Is help from a federal agency a "charade'?

  Is the federal Office of Surface Mining (OSM) a pawn of the mining industry? The Denver-based Citizens Coal Council says "yes' and points to documents it obtained by filing a Freedom of Information Act lawsuit.


The Citizens Coal Council, a federation of 48 citizens' groups in 21 states, sued the OSM to release its files. Last April, the U.S. District Court in Denver ordered the agency to pay the council $5,200 in attorney's fees and court costs, and to turn over documents outlining the bonuses it gave some of its employees.


The documents show that between 1994 and 1997, OSM, whose mission is to "protect citizens and the environment during mining," paid over $20,000 to two employees who had held coal companies blameless for damaging homes.


One case involved Ann and Jim Tatum, who sued Basin Resources in 1997 and won $160,000. The couple said the company tunneled near their Weston, Colo., house, causing walls to crack, and they pressed their case in state court after losing agency appeals (HCN, 9/14/98). OSM documents show that the agency awarded engineer Mike Rosenthal a bonus of $910 for "efforts including, specifically, the investigation and testimony in connection with Tatum V. Basin Resources." Rosenthal had testified that mining wasn't the culprit.

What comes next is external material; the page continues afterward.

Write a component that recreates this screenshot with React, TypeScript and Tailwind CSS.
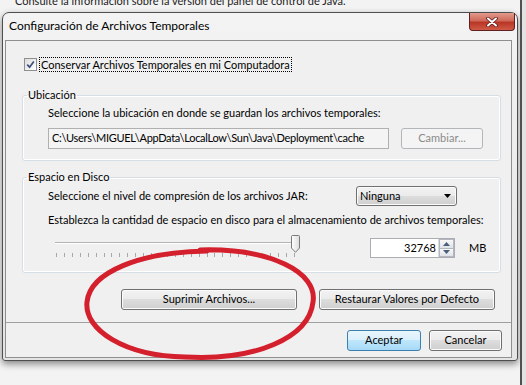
import type { ReactNode } from 'react';

const btnSkin =
  'rounded-[3px] border border-[#707070] bg-[linear-gradient(#f2f2f2_0%,#ebebeb_49%,#dddddd_50%,#cfcfcf_100%)] shadow-[inset_0_0_0_1px_#fbfbfb]';
const btn = `flex items-center justify-center ${btnSkin}`;

function Group({ title, className, children }: { title: string; className?: string; children: ReactNode }) {
  return (
    <fieldset className={`rounded-[3px] border border-[#d5dfe5] shadow-[inset_0_0_0_1px_#ffffff] ${className ?? ''}`}>
      <legend className="ml-[4px] px-[1px] leading-[14px]">{title}</legend>
      {children}
    </fieldset>
  );
}

function Checkbox() {
  return (
    <span className="flex h-[13px] w-[13px] items-center justify-center border border-[#8e8f8f] bg-[linear-gradient(135deg,#dcdcdc,#ffffff)]">
      <svg viewBox="0 0 9 9" className="h-[9px] w-[9px]">
        <path d="M1.2 4.6 L3.6 7.2 L7.8 1.4" stroke="#3d4f7d" strokeWidth="1.7" fill="none" />
      </svg>
    </span>
  );
}

function Slider() {
  const ticks = Array.from({ length: 31 });
  return (
    <div className="relative h-[23px] w-[252px]">
      <div className="ml-[7px] mt-[8px] h-[2px] w-[240px] border-t border-[#b4b4b4] border-b border-b-white" />
      <div className="ml-[8px] mt-[9px] flex w-[239px] justify-between">
        {ticks.map((_, i) => (
          <span key={i} className="h-[4px] w-px bg-[#a8a8a8]" />
        ))}
      </div>
      <svg viewBox="0 0 9 18" className="absolute left-[243px] top-[1px] h-[18px] w-[9px]">
        <defs>
          <linearGradient id="thumb" x1="0" x2="1">
            <stop offset="0" stopColor="#ffffff" />
            <stop offset="1" stopColor="#dcdcdc" />
          </linearGradient>
        </defs>
        <path d="M0.5 1.5 Q0.5 0.5 1.5 0.5 H7.5 Q8.5 0.5 8.5 1.5 V13 L4.5 17.3 L0.5 13 Z" fill="url(#thumb)" stroke="#7a7a7a" />
      </svg>
    </div>
  );
}

function Spinner() {
  return (
    <div className="mt-[4px] flex h-[20px] w-[85px] border border-[#abadb3] bg-white">
      <span className="flex flex-1 items-center justify-end pr-[2px]">32768</span>
      <div className="flex w-[16px] flex-col border-l border-[#d9d9d9]">
        <span className="flex flex-1 items-center justify-center border border-[#b3b8c0] bg-[linear-gradient(#f8f8f8,#dfe3e8)]">
          <svg viewBox="0 0 7 4" className="h-[4px] w-[7px]"><path d="M0 4 L3.5 0 L7 4 Z" fill="#4b5d7c" /></svg>
        </span>
        <span className="flex flex-1 items-center justify-center border border-t-0 border-[#b3b8c0] bg-[linear-gradient(#f8f8f8,#dfe3e8)]">
          <svg viewBox="0 0 7 4" className="h-[4px] w-[7px]"><path d="M0 0 L3.5 4 L7 0 Z" fill="#4b5d7c" /></svg>
        </span>
      </div>
    </div>
  );
}

function Dialog() {
  return (
    <div className="ml-[2px] flex h-[349px] w-[516px] flex-col rounded-t-[7px] rounded-b-[3px] border border-[#4e4e4e] bg-[linear-gradient(#f3f3f3,#e4e4e4)] pb-[2px] pl-[2px] pr-[5px] shadow-[0_3px_7px_rgba(0,0,0,0.45)]">
      <div className="flex h-[27px] items-start justify-between">
        <span className="mt-[6px] pl-[4px] text-[12px] leading-[14px]">Configuración de Archivos Temporales</span>
        <div className="-mr-[3px] flex h-[18px] w-[46px] items-center justify-center rounded-b-[4px] border border-t-0 border-[#5e2020] bg-[linear-gradient(#e29a8c_0%,#cf6a5b_45%,#b93524_55%,#cf5a45_100%)]">
          <svg viewBox="0 0 12 10" className="h-[10px] w-[12px]">
            <path d="M2 1.5 L10 8.5 M10 1.5 L2 8.5" stroke="#5a1d1d" strokeWidth="3.6" strokeLinecap="round" />
            <path d="M2 1.5 L10 8.5 M10 1.5 L2 8.5" stroke="#ffffff" strokeWidth="2" strokeLinecap="round" />
          </svg>
        </div>
      </div>

      <div className="flex flex-1 flex-col border border-[#8f8f8f] bg-[#f0f0f0]">
        <div className="pl-[16px] pr-[10px] pt-[15px]">
          <div className="flex h-[16px] items-center pl-[2px]">
            <Checkbox />
            <span className="ml-[2px] border border-dotted border-black px-[1px] leading-[13px]">
              Conservar Archivos Temporales en mi Computadora
            </span>
          </div>

          <Group title="Ubicación" className="mt-[16px]">
            <div className="pb-[11px] pl-[25px] pt-[4px]">
              <p className="leading-[14px]">Seleccione la ubicación en donde se guardan los archivos temporales:</p>
              <div className="mt-[8px] flex gap-[12px]">
                <div className="flex h-[21px] w-[341px] items-center border border-[#b0b0b0] bg-[#f4f4f4] pl-[3px] tracking-[-0.3px]">
                  C:\Users\MIGUEL\AppData\LocalLow\Sun\Java\Deployment\cache
                </div>
                <div className="flex h-[21px] w-[82px] items-center justify-center rounded-[3px] border border-[#b3b6b8] bg-[#f4f4f4] text-[#8a8a8a]">
                  Cambiar...
                </div>
              </div>
            </div>
          </Group>

          <Group title="Espacio en Disco" className="mt-[9px]">
            <div className="pb-[14px] pl-[25px]">
              <div className="mt-[2px] flex h-[20px] items-center">
                <span className="w-[308px]">Seleccione el nivel de compresión de los archivos JAR:</span>
                <div className={`${btnSkin} flex h-[20px] w-[101px] items-center justify-between pl-[3px] pr-[5px]`}>
                  <span>Ninguna</span>
                  <svg viewBox="0 0 7 4" className="h-[4px] w-[7px]"><path d="M0 0 L3.5 4 L7 0 Z" fill="#000" /></svg>
                </div>
              </div>
              <p className="mt-[7px] leading-[14px]">
                Establezca la cantidad de espacio en disco para el almacenamiento de archivos temporales:
              </p>
              <div className="mt-[7px] flex items-start">
                <Slider />
                <div className="ml-[70px]">
                  <Spinner />
                </div>
                <span className="ml-[14px] mt-[4px] flex h-[20px] items-center">MB</span>
              </div>
            </div>
          </Group>

          <div className="mt-[16px] flex justify-end gap-[22px] pr-[6px]">
            <div className={`${btn} h-[21px] w-[176px]`}>Suprimir Archivos...</div>
            <div className={`${btn} h-[21px] w-[176px]`}>Restaurar Valores por Defecto</div>
          </div>
        </div>

        <div className="mt-[12px] flex flex-1 items-center justify-end gap-[8px] border-t border-[#a0a0a0] pr-[9px]">
          <div className="flex h-[21px] w-[74px] items-center justify-center rounded-[3px] border border-[#3c7fb1] bg-[linear-gradient(#eaf6fd_0%,#d9f0fc_49%,#bee6fd_50%,#a7d9f5_100%)]">
            Aceptar
          </div>
          <div className={`${btn} h-[21px] w-[73px]`}>Cancelar</div>
        </div>
      </div>
    </div>
  );
}

export default function App() {
  return (
    <div className="relative h-[385px] w-[526px] overflow-hidden bg-[#f3f3f3] font-['Lato','Noto_Sans',sans-serif] text-[11px] text-black">
      <div className="flex h-full">
        <div className="flex w-[520px] flex-col">
          <div className="h-[12px] overflow-hidden pl-[15px]">
            <p className="-mt-[6px] whitespace-nowrap text-[11px] leading-[14px] text-[#222]">
              Consulte la información sobre la versión del panel de control de Java.
            </p>
          </div>
          <Dialog />
        </div>
        <div className="w-[2px] bg-[#505050]" />
        <div className="flex-1 bg-[#e2e2e2]" />
      </div>

      <svg viewBox="0 0 526 385" className="pointer-events-none absolute left-0 top-0 h-[385px] w-[526px]">
        <path
          d="M200 250 C270 248 318 272 313 302 C309 338 255 361 185 357 C125 356 84 330 87 302 C90 272 140 252 207 251"
          fill="none"
          stroke="#d41f2d"
          strokeWidth="5"
          strokeLinecap="round"
        />
      </svg>
    </div>
  );
}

Though the Tatums won their case, Ann Tatum says she's angry that a tax-supported agency sided with a coal company. She calls the OSM's attempt to defend the public "a charade." The OSM's Rosenthal said he did not support the mining company in his testimony; he merely testified about a report he wrote. Rosenthal also denied that his agency gives incentives for siding with the industry. "We are paid whether we testify for the citizens or the coal company," he says.


The Coal Council says another example of agency bias occurred on the Navajo Reservation in the mid-1990s. Some residents said that coal-company blasting had cracked the foundations of their homes and broken out windows. Council members cite the Energy Policy Act of 1992, which requires coal companies to make repairs, or compensate residents whose homes suffer damage from nearby mining - regardless of how the homes are built. OSM staffers Rosenthal and Billie Clark, however, said any damage was a result of improper construction and not blasting by a coal company. Both received multiple awards and bonuses for their work; homeowners received no compensation from the coal company.